Emmanuel Rachelson

ISAE-SUPAERO
Professor of Machine Learning and Optimization

Emmanuel Rachelson is professor of machine learning and optimization at ISAE-SUPAERO. Prior to joining ISAE-SUPAERO (2011), he held a researcher position at EDF Research and Development (2009, 2011) and postdoctoral positions at the University of Liège (2010) and the Technical University of Crete (2009). He earned a PhD in artificial intelligence (2009) and the Habilitation degree (2020) from the University of Toulouse.

As a teacher, he has been involved in promoting artificial intelligence education. He has been responsible for the Intelligent Decision Systems minor track (MS, 2012) and has founded the Data and Decision Sciences major track (MS, 2015) in the ISAE-SUPAERO curriculum. He also co-founded the Artificial Intelligence and Business Transformation executive master program (2021) and co-organized the international Reinforcement Learning Virtual School (2021). He teaches machine learning and optimization to master and PhD students, and in continuing education programs.

His research is in the field of reinforcement learning and related topics. He created the ISAE-SUPAERO Reinforcement Learning Initiative (SuReLI, 2016) which fosters interaction between PhD students, postdocs and permanent researchers on reinforcement learning topics and their interplay with other disciplines. He investigates the reliability of reinforcement learning methods from different points of view such as statistical generalization, robustness to uncertainty, transfer, simulation to reality, etc.

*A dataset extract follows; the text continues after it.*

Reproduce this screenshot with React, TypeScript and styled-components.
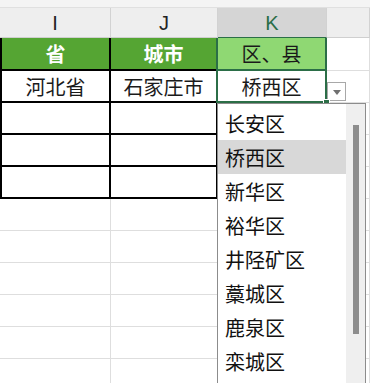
import React from 'react';
import styled, { createGlobalStyle, css } from 'styled-components';

const Global = createGlobalStyle`
  *, *::before, *::after { box-sizing: border-box; }
  html, body { margin: 0; padding: 0; background: #fff; }
  body { width: 370px; height: 383px; overflow: hidden; }
`;

const COLS = '111px 107px 109px 1fr';
const SEL = '#2b6e47';

const Page = styled.div`
  position: relative;
  width: 370px;
  height: 383px;
  overflow: hidden;
  background: #fff;
  font-family: "Noto Sans CJK SC", "Liberation Sans", sans-serif;
`;

const TopStrip = styled.div`
  height: 8px;
  background: #f4f4f4;
  border-bottom: 1px solid #e0e0e0;
`;

const HeaderRow = styled.div`
  display: grid;
  grid-template-columns: ${COLS};
  height: 30px;
`;

const ColHeader = styled.div<{ $active?: boolean }>`
  display: flex;
  align-items: center;
  justify-content: center;
  background: ${(p) => (p.$active ? '#d5d5d5' : '#eeeeee')};
  border-right: 1px solid #d2d2d2;
  border-bottom: 1px solid ${(p) => (p.$active ? SEL : '#cfcfcf')};
  color: ${(p) => (p.$active ? SEL : '#222')};
  font-family: "Liberation Sans", Arial, sans-serif;
  font-size: 20px;
  padding-top: 1px;
`;

const Row = styled.div<{ $h: number }>`
  display: grid;
  grid-template-columns: ${COLS};
  height: ${(p) => p.$h}px;
`;

type Kind = 'green' | 'light' | 'plain' | 'grid';

const Cell = styled.div<{ $kind: Kind; $left?: boolean; $sel?: boolean }>`
  position: relative;
  display: flex;
  align-items: center;
  justify-content: center;
  font-size: 20px;
  color: #1a1a1a;
  background: ${(p) =>
    p.$kind === 'green' ? '#55a533' : p.$kind === 'light' ? '#8fd873' : '#fff'};
  ${(p) =>
    p.$kind === 'grid'
      ? css`
          border-right: 1px solid #dedede;
          border-bottom: 1px solid #dedede;
        `
      : css`
          border-right: 2px solid #000;
          border-bottom: 2px solid #000;
        `}
  ${(p) =>
    p.$left &&
    css`
      border-left: 2px solid #000;
    `}
  ${(p) =>
    p.$kind === 'green' &&
    css`
      color: #fff;
      font-weight: 700;
    `}
  ${(p) =>
    p.$sel &&
    css`
      border-right-color: ${SEL};
      border-bottom-color: ${SEL};
      box-shadow: -2px 0 0 ${SEL};
    `}
`;

const DropButton = styled.div`
  position: absolute;
  z-index: 2;
  left: 109px;
  top: 11px;
  width: 19px;
  height: 19px;
  background: #fff;
  border: 1px solid #a8a8a8;
  display: flex;
  align-items: center;
  justify-content: center;
`;

const Caret = styled.span`
  width: 0;
  height: 0;
  border-left: 4px solid transparent;
  border-right: 4px solid transparent;
  border-top: 5px solid #707070;
  margin-top: 1px;
`;

const FillHandle = styled.div`
  position: absolute;
  z-index: 3;
  right: -4px;
  bottom: -4px;
  width: 5px;
  height: 5px;
  background: ${SEL};
  outline: 1px solid #fff;
`;

const DropList = styled.div`
  position: absolute;
  z-index: 5;
  left: 217px;
  top: 103px;
  width: 149px;
  height: 300px;
  display: flex;
  background: #fff;
  border: 1px solid #8c8c8c;
`;

const Items = styled.div`
  width: 128px;
  padding-top: 2px;
  display: flex;
  flex-direction: column;
`;

const Item = styled.div<{ $active?: boolean }>`
  height: 34px;
  flex: none;
  display: flex;
  align-items: center;
  padding-left: 7px;
  font-size: 20px;
  color: #111;
  background: ${(p) => (p.$active ? '#d8d8d8' : 'transparent')};
`;

const Track = styled.div`
  flex: 1;
  background: #efefef;
  display: flex;
  justify-content: center;
  padding-left: 1px;
`;

const Thumb = styled.div`
  margin-top: 21px;
  width: 6px;
  height: 209px;
  background: #8d8d8d;
`;

const rows: { h: number; cells: { kind: Kind; text?: string; sel?: boolean; drop?: boolean }[] }[] = [
  {
    h: 33,
    cells: [
      { kind: 'green', text: '省' },
      { kind: 'green', text: '城市' },
      { kind: 'light', text: '区、县', sel: true },
      { kind: 'grid' },
    ],
  },
  {
    h: 32,
    cells: [
      { kind: 'plain', text: '河北省' },
      { kind: 'plain', text: '石家庄市' },
      { kind: 'plain', text: '桥西区', sel: true, drop: true },
      { kind: 'grid' },
    ],
  },
  ...[0, 1, 2].map(() => ({
    h: 32,
    cells: [{ kind: 'plain' as Kind }, { kind: 'plain' as Kind }, { kind: 'plain' as Kind }, { kind: 'grid' as Kind }],
  })),
  ...[0, 1, 2, 3, 4, 5].map(() => ({
    h: 32,
    cells: [{ kind: 'grid' as Kind }, { kind: 'grid' as Kind }, { kind: 'grid' as Kind }, { kind: 'grid' as Kind }],
  })),
];

const districts = ['长安区', '桥西区', '新华区', '裕华区', '井陉矿区', '藁城区', '鹿泉区', '栾城区'];

export default function App() {
  return (
    <Page>
      <Global />
      <TopStrip />
      <HeaderRow>
        <ColHeader>I</ColHeader>
        <ColHeader>J</ColHeader>
        <ColHeader $active>K</ColHeader>
        <ColHeader />
      </HeaderRow>
      {rows.map((r, ri) => (
        <Row key={ri} $h={r.h}>
          {r.cells.map((c, ci) => (
            <Cell key={ci} $kind={c.kind} $left={ci === 0 && c.kind !== 'grid'} $sel={c.sel}>
              {c.text}
              {c.drop && (
                <>
                  <DropButton>
                    <Caret />
                  </DropButton>
                  <FillHandle />
                </>
              )}
            </Cell>
          ))}
        </Row>
      ))}
      <DropList>
        <Items>
          {districts.map((d, i) => (
            <Item key={d} $active={i === 1}>
              {d}
            </Item>
          ))}
        </Items>
        <Track>
          <Thumb />
        </Track>
      </DropList>
    </Page>
  );
}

He is also interested in the practical applications of reinforcement learning such as fluid flow control, parameter control in optimization problems, unmanned vehicles, air traffic management, software testing, or therapeutic planning.

He is a member of the ACM and the AFIA, is an ANITI member, has published papers and is a reviewer in the main machine learning and artificial intelligence conferences and journals.

A Few Perspectives on Reliability in Reinforcement Learning

CONFERENCE SUMMARY

Human (dis)trust in artificial intelligence has multiple causes and can be linked to various subjective factors. Although objectively quantifying these within a single criterion does not seem appropriate, one can try exploring what makes good reliability arguments when learning control strategies for dynamical systems. In this talk, I will try to cover different notions of reliability in the output of reinforcement learning algorithms. Should we trust an agent because it finds good strategies on average (what happens when it does not)? This top-performing AI plays this video game really well, but can I trust it to play new levels? Through recent work on transfer between learning tasks, mitigation of observational overfitting, and robustness to a span of environments, I will explore some of the formal criteria and properties that might lead to better reliability when learning control strategies for dynamical systems.